Establish a Baseline

Have you ever heard the expression, “begin at the beginning”? In the case of financial discipline, the process starts by identifying your current fiscal landscape. This is done through two essential documents: your profit and loss (P&L) statement and balance sheet.

The P&L outlines your revenue, business expenses, and resulting operating income. People are often enamored with the top line revenue figure as it’s sexier but be mindful of the bottom line. It’s a much smaller number, but those are the funds used to pay yourself as an owner, pay down debt, reinvest in the business, or save. If you’re hypothetically making pennies on every dollar generated, that can be great fuel to improve your financial discipline.

The second document, your balance sheet, is critical in helping you understand what you own (e.g., savings, inventory, equipment) and what you owe (e.g., credit cards, loans) at a specific point in time. Leveraging this data can help you make educated decisions for the practice and plan for the short- and long-term. Let’s consider the following scenario: Your practice has recently expanded and added several new personnel. With those new investments, is it the best time to buy more equipment? Maybe, or perhaps you table those purchases until later when your new expenses can be measured against the new revenue they are generating. Knowing what you owe and own, can help you determine what decisions to pursue and when.

Set Goals

Now that you have a grasp on your practice’s financial situation, here comes the fun part: setting goals. When engaging in goal setting, consider making SMART (Specific, Measurable, Achievable, Relevant, and Time-bound) goals. While it’s not the only format you can follow, the pillars of SMART goals can help you come up with detailed, thoughtful objectives.

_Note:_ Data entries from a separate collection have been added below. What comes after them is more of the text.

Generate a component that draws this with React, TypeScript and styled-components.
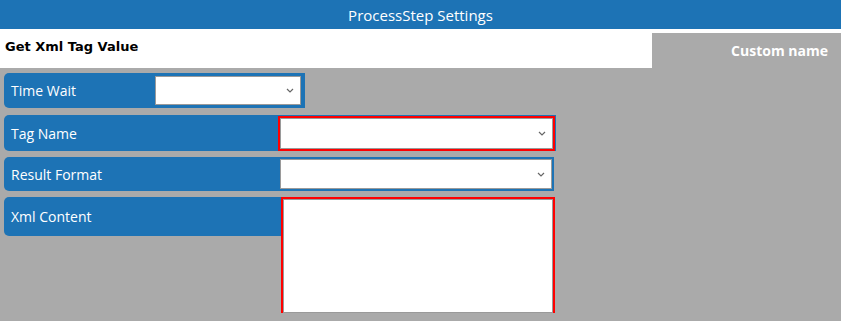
import React from 'react';
import styled, { createGlobalStyle, css } from 'styled-components';

const GlobalStyle = createGlobalStyle`
  html, body {
    margin: 0;
    padding: 0;
    background: #aaaaaa;
  }
  body {
    font-family: "Open Sans", "Noto Sans", Arial, sans-serif;
  }
`;

const BLUE = '#1d73b5';

const Header = styled.div`
  height: 29px;
  background: ${BLUE};
  color: #ffffff;
  font-size: 15px;
  display: flex;
  align-items: center;
  justify-content: center;
`;

const SubBar = styled.div`
  height: 39px;
  background: #ffffff;
  display: flex;
  justify-content: space-between;
`;

const StepTitle = styled.div`
  padding: 10px 0 0 5px;
  font-family: "DejaVu Sans", Verdana, sans-serif;
  font-weight: bold;
  font-size: 13px;
  color: #000000;
`;

const CustomName = styled.div`
  margin-top: 4px;
  width: 189px;
  background: #aaaaaa;
  color: #ffffff;
  font-weight: bold;
  font-size: 14px;
  display: flex;
  align-items: center;
  justify-content: flex-end;
  padding-right: 13px;
  box-sizing: border-box;
`;

const Form = styled.div`
  padding: 5px 0 0 4px;
  display: flex;
  flex-direction: column;
`;

const Row = styled.div<{ $gap: number }>`
  display: flex;
  align-items: flex-start;
  margin-bottom: ${(p) => p.$gap}px;
`;

const Label = styled.div<{ $width: number; $height: number }>`
  width: ${(p) => p.$width}px;
  height: ${(p) => p.$height}px;
  background: ${BLUE};
  border-radius: 5px 0 0 5px;
  color: #ffffff;
  font-size: 14px;
  display: flex;
  align-items: center;
  padding-left: 7px;
  box-sizing: border-box;
`;

const FieldCell = styled.div<{ $pad: string }>`
  background: ${BLUE};
  padding: ${(p) => p.$pad};
  display: flex;
`;

const invalid = css`
  outline: 2px solid #ff0000;
  outline-offset: 0;
`;

const Select = styled.div<{ $width: number; $height: number; $invalid?: boolean }>`
  width: ${(p) => p.$width}px;
  height: ${(p) => p.$height}px;
  background: #ffffff;
  border: 1px solid #9a9a9a;
  box-sizing: border-box;
  display: flex;
  align-items: center;
  justify-content: flex-end;
  padding-right: 6px;
  ${(p) => p.$invalid && invalid}
`;

const TextArea = styled.div`
  width: 270px;
  height: 114px;
  margin: 2px 0 0 2px;
  background: #ffffff;
  border: 1px solid #9a9a9a;
  box-sizing: border-box;
  ${invalid}
`;

const Chevron = () => (
  <svg width="8" height="5" viewBox="0 0 8 5">
    <path d="M1 1 L4 4 L7 1" fill="none" stroke="#666" strokeWidth="1.2" />
  </svg>
);

const App: React.FC = () => {
  return (
    <>
      <GlobalStyle />
      <Header>ProcessStep Settings</Header>
      <SubBar>
        <StepTitle>Get Xml Tag Value</StepTitle>
        <CustomName>Custom name</CustomName>
      </SubBar>
      <Form>
        <Row $gap={7}>
          <Label $width={151} $height={35}>Time Wait</Label>
          <FieldCell $pad="3px 4px 3px 0">
            <Select $width={146} $height={29}>
              <Chevron />
            </Select>
          </FieldCell>
        </Row>
        <Row $gap={6}>
          <Label $width={274} $height={36}>Tag Name</Label>
          <FieldCell $pad="3px 3px 2px 2px">
            <Select $width={273} $height={31} $invalid>
              <Chevron />
            </Select>
          </FieldCell>
        </Row>
        <Row $gap={6}>
          <Label $width={276} $height={34}>Result Format</Label>
          <FieldCell $pad="2px 2px 2px 0">
            <Select $width={272} $height={30}>
              <Chevron />
            </Select>
          </FieldCell>
        </Row>
        <Row $gap={0}>
          <Label $width={277} $height={39}>Xml Content</Label>
          <TextArea />
        </Row>
      </Form>
    </>
  );
};

export default App;
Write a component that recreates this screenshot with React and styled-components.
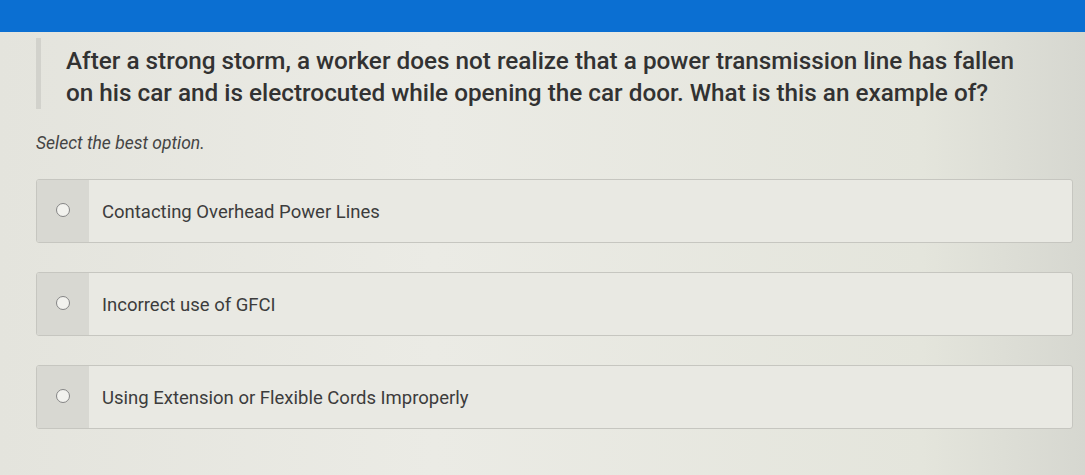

For instance, maybe you want to grow your top line by 25% in the next 12 months. This hypothetical goal already has some SMART parameters: measurable and time-bound, but it’s lacking in specificity. Your SMART goal should specify how you will reach your aim. For instance, what actions need to happen and when? Who will be responsible for those actions? With those considerations in mind, you can then assess whether your goal is achievable. Is a 25% increase too aggressive—or not aggressive enough—given current manpower and capacity? Also, how is this goal relevant to the practice? Is this revenue needed to advance the practice’s mission, vision, or strategic initiatives?

To help answer these questions, don’t be afraid to reach out to others. You’re not on an island when creating goals. Consider seeking the opinions and advice of others, including your team, as they will be paramount in making any goal a reality.


Since your SMART goals outline specifics and timelines, they basically serve as your plan. With your roadmap in hand, it’s time to implement.

Implementation will likely include communicating the final plan to your team. As I mentioned earlier, your team will be the ones helping you achieve your goals, so they should be briefed on them. This provides your staff an opportunity to understand your goals, ask questions, and request needed tools and resources. It also gives you an opportunity to explain your “why” to help them understand where you’re coming from as a business leader and to encourage their participation.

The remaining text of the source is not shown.